Stupid, Paranoid, Wonderful: Staging non-knowledges in the pedagogical encounter

Pages 59-67 | Published online: 14 Feb 2012
 

Abstract

One premise of pedagogy is that the successful outcome of learning is knowledge. At the same time, and especially in performance teaching and training, there is a notion that the risk of failure offers a crucial freedom to the student. Without a safe space to fail, experimentation and innovation cannot occur.  But if failure is success, what happens to critique and accountability? Must experimentation dissolve into toothless consensus? If there is value for performance pedagogy in the freedom to fail, there must be clarity about what failure is and does, and what it produces. We must think through the myriad non-knowledges that might be revealed through pedagogy and consider how these non-knowledges are performed.

Many artists in recent years have staged pedagogical encounters in order to think through precisely these problems. The format of the performance lecture in particular has become nearly ubiquitous in festivals and symposia, but little has been written to account for the popularity of the form, much less the critical, philosophical and political problems these performers are working through. In this paper, I argue that an important impulse for many performance pedagogues is to critically examine and strategically produce non-knowledge. Further, I argue that non-knowledge must be thought in multiple categories, with various affective forces. I focus on the categories of stupidity, paranoia and wonder in order to demonstrate how non-knowledge operates not in direct opposition to knowledge, nor as an easily recuperable failsafe, but as independently articulable experience packed with its own problems and potentialities.

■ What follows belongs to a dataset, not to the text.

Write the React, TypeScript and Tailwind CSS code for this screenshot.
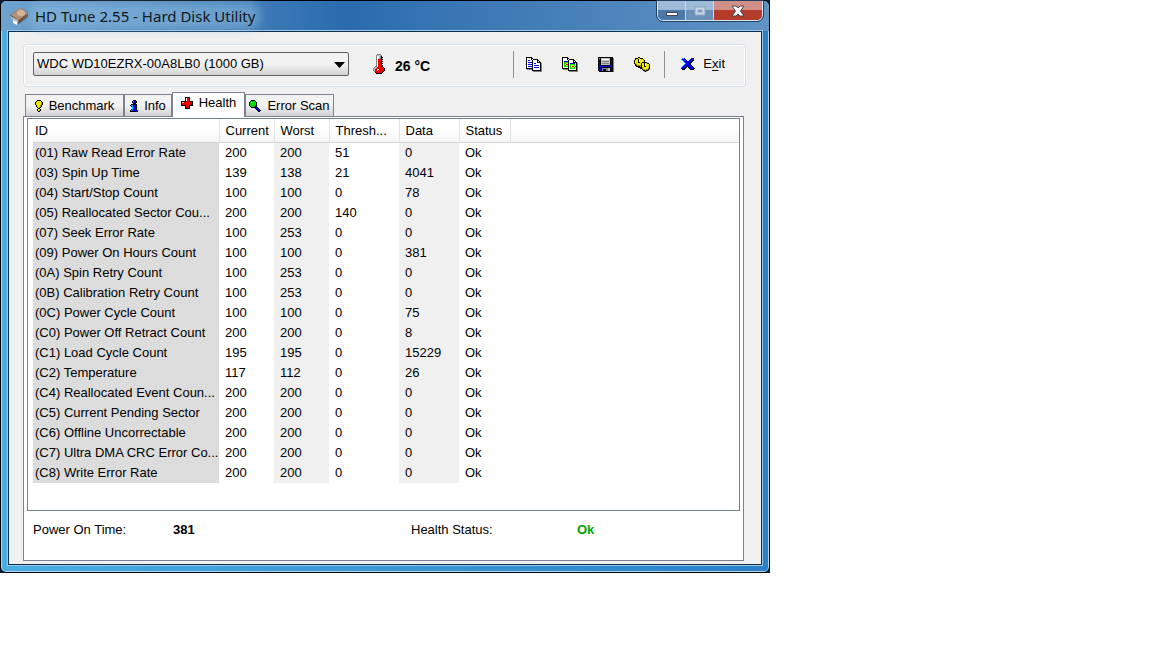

The performance examples I consider (lectures, or ‘lectures’, by William PopeL., The Atlas Group and Aaron Williamson) contribute to a framework for thinking through failure and pedagogy without relying on an immediate recuperation of failure into some vague notion of ‘process’. Rather, this framework develops specific processes and concrete categories to account for the rich and shifting terrain of knowledge and non-knowledge as they operate in pedagogy. Finally, this paper figures performance as a guide to what is stupid, paranoid and wonderful about the pedagogical encounter.

Notes

1 To name just two examples, in Sara Jane Bailes's recent Performance Theatre and the Poetics of Failure, failure is employed by performance artists as a challenge to received ideas about virtuosity and other hierarchical understandings of skill, while in Nicholas Ridout's Stage Fright, Animals and Other Theatrical Problems, failure is both a constituent element of modern theatre and the key to its critical potential – when theatre fails, it reveals central problems with capitalistic labour mechanisms.

1 Williamson has performed versions of this lecture elsewhere, under the series title Collapsing Lecture. A rough script for Collapsing Lecture has been published in the collection Performing/ Knowing edited by Gavin Butt.